PSSI vs Kemenpora, Media Harus Netral
JAKARTA, SATUHARAPAN.COM – Media harus netral dalam menyikapi masalah persepak bolaan di Indonesia saat ini, karena ada baiknya media melihat sisi positif dan negatif dari efek memberitakan kemelut Persatuan Sepak Bola Seluruh Indonesia (PSSI) dan Kementerian Pemuda dan Olahraga (Kemenpora).
“Dalam kemelut sepak bola (PSSI vs Kemenpora) yang memanas saat ini, media harus memberitakan secara berimbang dan tidak saling menyudutkan, kedua belah pihak sebenarnya berbuat yang terbaik untuk kemajuan sepak bola Indonesia,” kata Sumohadi Marsis, jurnalis olahraga senior pada Keterangan Pers KONI Pusat dan Media Tentang SEA Games 2015 dan Asian Games 2018, di Gedung KONI Pusat, Kamis (7/5).
Sumohadi Marsis adalah seorang wartawan yang berkecimpung di bidang olahraga lebih dari 30 tahun, dia lebih menyenangi kritik terhadap sepak terjang olahraga karena memang untuk membangun olahraga di Indonesia. Sumohadi Marsis dahulu merupakan wartawan Kompas, dan pada era-1980an dia bersama dengan beberapa wartawan olahraga lainnya di Kompas dia mendirikan tabloid Bola.

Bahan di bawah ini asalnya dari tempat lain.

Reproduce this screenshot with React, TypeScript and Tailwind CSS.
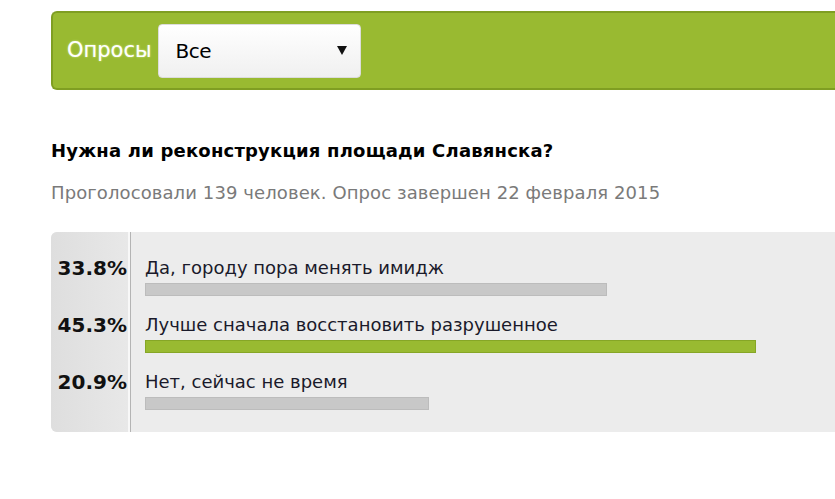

Dia secara pribadi tidak ingin terlalu banyak ikut campur dalam kasus “pembekuan” PSSI, yang notabene akan menanti sanksi dari Federasi Sepak Bola Dunia (FIFA), namun dia berpendapat bahwa kedua belah pihak harus introspeksi dan memperbaiki diri.
Kritisi Kemenpora
Sumohadi menyebut bahwa Kemenpora dengan membentuk tim sembilan dan sekarang tim transisi kepemimpinan PSSI sebenarnya di satu sisi baik, akan tetapi mengancam siklus olahraga Indonesia, karena ada kesenjangan perhatian dalam cabang olahraga.

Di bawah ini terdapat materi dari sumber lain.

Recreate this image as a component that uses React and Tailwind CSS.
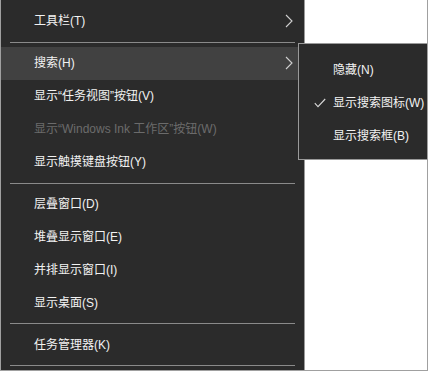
const font = { fontFamily: '"Liberation Sans", "Noto Sans CJK SC", sans-serif' };

const Chevron = () => (
  <svg width="8" height="14" viewBox="0 0 8 14" className="absolute right-[11px] top-1/2 -translate-y-1/2">
    <path d="M1 1 L7 7 L1 13" fill="none" stroke="#d0d0d0" strokeWidth="1.1" />
  </svg>
);

const Item = ({ label, arrow, active, disabled }) => (
  <div
    className={`relative h-[33px] flex items-center pl-[33px] text-[12px] ${
      active ? "bg-[#414141]" : ""
    } ${disabled ? "text-[#6b6b6b]" : "text-[#f2f2f2]"}`}
  >
    <span>{label}</span>
    {arrow && <Chevron />}
  </div>
);

const Sep = () => (
  <div className="py-[4px] pl-[9px] pr-[9px]">
    <div className="h-px bg-[#8a8a8a]" />
  </div>
);

export default function App() {
  return (
    <div
      className="relative w-[428px] h-[371px] bg-white border-l border-r border-b border-[#a0a0a0] overflow-hidden"
      style={font}
    >
      {/* main context menu */}
      <div className="w-[304px] h-full bg-[#2b2b2b] border-r border-[#9a9a9a] pt-[5px] flex flex-col">
        <Item label="工具栏(T)" arrow />
        <Sep />
        <Item label="搜索(H)" arrow active />
        <Item label="显示“任务视图”按钮(V)" />
        <Item label="显示“Windows Ink 工作区”按钮(W)" disabled />
        <Item label="显示触摸键盘按钮(Y)" />
        <Sep />
        <Item label="层叠窗口(D)" />
        <Item label="堆叠显示窗口(E)" />
        <Item label="并排显示窗口(I)" />
        <Item label="显示桌面(S)" />
        <Sep />
        <Item label="任务管理器(K)" />
        <Sep />
      </div>

      {/* search submenu */}
      <div className="absolute left-[297px] top-[43px] w-[131px] h-[117px] bg-[#2b2b2b] border border-[#9a9a9a] pt-[9px]">
        {[
          { label: "隐藏(N)" },
          { label: "显示搜索图标(W)", checked: true },
          { label: "显示搜索框(B)" },
        ].map((it) => (
          <div key={it.label} className="relative h-[33px] flex items-center pl-[34px] text-[12px] text-[#f2f2f2] whitespace-nowrap">
            {it.checked && (
              <svg width="12" height="10" viewBox="0 0 12 10" className="absolute left-[15px] top-1/2 -translate-y-1/2">
                <path d="M0.8 5.2 L4 8.6 L11.2 1" fill="none" stroke="#d8d8d8" strokeWidth="1.1" />
              </svg>
            )}
            <span>{it.label}</span>
          </div>
        ))}
      </div>
    </div>
  );
}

“Menpora harus adil memberi perhatian, sekarang dia (Menpora Imam Nachrawi) bisa saja membekukan PSSI, tetapi dia juga harus paham bahwa masih banyak cabang olahraga lain yang juga butuh penanganan dan perhatian dari orang nomor satu di bidang olahraga di Indonesia itu. Bisa saja dia terus serius membekukan PSSI, tetapi di sisi lain cabang bulu tangkis, terus berkuda, dan cabang olahraga lain yang nanti masuk SEA Games kan banyak, ini tidak hanya soal sepakbola, tetapi kemajuan olahraga Indonesia secara keseluruhan,” kata Sumohardi.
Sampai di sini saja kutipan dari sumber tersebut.